The recent subway mass shooting that left ten people shot and at least 29 others injured led New York City Mayor Eric Adams to address recent increased gun violence in the city and country.
In an interview with anchor George Stephanopoulos on ABC’s This Week, Adams said, “You know, I say over and over again, there are many rivers that feed the sea of violence. This is a national issue. It’s not a red state, blue state. In fact, red states are experiencing a higher murder rate than blue states.”
Last week, 62-year-old Frank James opened fire on a subway car at a Brooklyn station where police believed James fitted his face with a gas mask, threw a gas canister in the train, and began firing a weapon at least 33 times.
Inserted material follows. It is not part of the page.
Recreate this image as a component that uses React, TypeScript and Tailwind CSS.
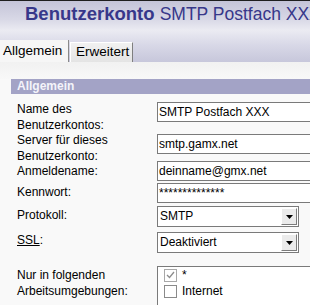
import React from 'react';

const font = "font-['Liberation_Sans',Arial,sans-serif]";

function TextBox({ value, className = '' }: { value: string; className?: string }) {
  return (
    <div
      className={`h-[20px] w-[170px] shrink-0 border border-[#7a7a7a] bg-white px-[1px] text-[12px] leading-[18px] text-black whitespace-nowrap overflow-hidden ${className}`}
    >
      {value}
    </div>
  );
}

function SelectBox({ value, className = '' }: { value: string; className?: string }) {
  return (
    <div
      className={`flex h-[21px] w-[142px] shrink-0 items-stretch border border-[#7a7a7a] bg-white ${className}`}
    >
      <span className="flex-1 px-[2px] text-[12px] leading-[19px] text-black">{value}</span>
      <span className="my-[1px] mr-[1px] flex w-[16px] items-center justify-center border-t border-l border-t-white border-l-white border-b border-r border-b-[#7c7c7c] border-r-[#7c7c7c] bg-[#ebebeb]">
        <svg width="7" height="4" viewBox="0 0 7 4">
          <polygon points="0,0 7,0 3.5,4" fill="#000" />
        </svg>
      </span>
    </div>
  );
}

function Check({ checked, label }: { checked?: boolean; label: string }) {
  return (
    <div className="flex h-[16px] items-center">
      <span
        className={`flex h-[13px] w-[13px] items-center justify-center border bg-white ${
          checked ? 'border-[#a8a8a8]' : 'border-[#8a8a8a]'
        }`}
      >
        {checked && (
          <svg width="9" height="8" viewBox="0 0 9 8">
            <polyline points="1,4 3.5,6.5 8,1" fill="none" stroke="#8c8c8c" strokeWidth="1.3" />
          </svg>
        )}
      </span>
      <span className="ml-[5px] text-[12px] leading-[16px] text-black">{label}</span>
    </div>
  );
}

export default function App() {
  return (
    <div className={`h-[305px] w-[310px] overflow-hidden bg-[#f9f9f9] ${font}`}>
      {/* header with title and tabs */}
      <div className="h-[62px] border-t border-[#1e1e1e] bg-[linear-gradient(180deg,#c4c4d8_0%,#d8d8e6_30%,#ebebf2_48%,#d8d8e7_72%,#c7c7db_100%)]">
        <div className="h-[39px] whitespace-nowrap pl-[25px] pt-[2px] text-[18.5px] leading-[22px] text-[#37378a]">
          <span className="font-bold">Benutzerkonto</span>{' '}
          <span className="text-[17.5px]">SMTP Postfach XXX</span>
        </div>
        <div className="flex h-[22px] items-end">
          <div className="h-[22px] w-[69px] border-r border-[#8a8a8a] bg-[#f6f6f6] pl-[3px] pt-[3px] text-[13.5px] leading-[16px] text-black">
            Allgemein
          </div>
          <div className="ml-[1px] h-[20px] w-[63px] border-t border-l border-white border-r border-r-[#7f7f7f] bg-[linear-gradient(180deg,#f1f1f1,#e4e4e4)] pl-[5px] pt-[1px] text-[13.5px] leading-[16px] text-black">
            Erweitert
          </div>
        </div>
      </div>

      {/* light band under tabs */}
      <div className="h-[17px] bg-[linear-gradient(180deg,#f1f1f1,#f8f8f8)]" />

      {/* section bar */}
      <div className="ml-[11px] h-[15px] bg-[#a3a3c6] pl-[6px] text-[12px] font-bold leading-[15px] text-[#f4f4fa]">
        Allgemein
      </div>

      {/* form rows */}
      <div className="pt-[7px] pl-[17px] text-[12px] leading-[16px] text-black">
        <div className="flex h-[31px] items-start">
          <div className="w-[140px] shrink-0">
            Name des
            <br />
            Benutzerkontos:
          </div>
          <TextBox value="SMTP Postfach XXX" className="mt-[1px]" />
        </div>

        <div className="flex h-[29px] items-start">
          <div className="w-[140px] shrink-0">
            Server für dieses
            <br />
            Benutzerkonto:
          </div>
          <TextBox value="smtp.gamx.net" className="mt-[2px]" />
        </div>

        <div className="flex h-[22px] items-start">
          <div className="w-[140px] shrink-0 pt-[2px]">Anmeldename:</div>
          <TextBox value="deinname@gmx.net" />
        </div>

        <div className="flex h-[23px] items-start">
          <div className="w-[140px] shrink-0 pt-[1px]">Kennwort:</div>
          <TextBox value="**************" className="h-[19px] leading-[17px]" />
        </div>

        <div className="flex h-[26px] items-start">
          <div className="w-[140px] shrink-0 pt-[1px]">Protokoll:</div>
          <SelectBox value="SMTP" className="h-[20px]" />
        </div>

        <div className="flex h-[34px] items-start">
          <div className="w-[140px] shrink-0">
            <span className="underline">SSL</span>:
          </div>
          <SelectBox value="Deaktiviert" />
        </div>

        <div className="flex items-start">
          <div className="w-[140px] shrink-0 pt-[1px]">
            Nur in folgenden
            <br />
            Arbeitsumgebungen:
          </div>
          <div className="h-[60px] w-[170px] shrink-0 border border-[#7a7a7a] bg-white pl-[6px]">
            <Check checked label="*" />
            <Check label="Internet" />
          </div>
        </div>
      </div>
    </div>
  );
}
After a nearly 30-hour manhunt, James was arrested by police and charged with a federal terrorism offense for breaking a law that prohibits terrorist and violent acts against a mass transportation system. He faces life in prison if convicted.
During the joint interview with Stephanopoulos, New York City Police Commissioner Keechant Sewell said that James’ call to the tip line showed that, “we were kind of closing in around him” before he turned himself to the NYPD, according to ABC News.
Stephanopoulos also said James’ hate rants on YouTube and his long arrest record should have set off some red flags that he may be responsible for the shooting and asked Mayor Adams if there is a better way to track people like James.
In response, Mayor Adams said that social media companies “must step up” when it comes to tracking potential threats, according to ABC News.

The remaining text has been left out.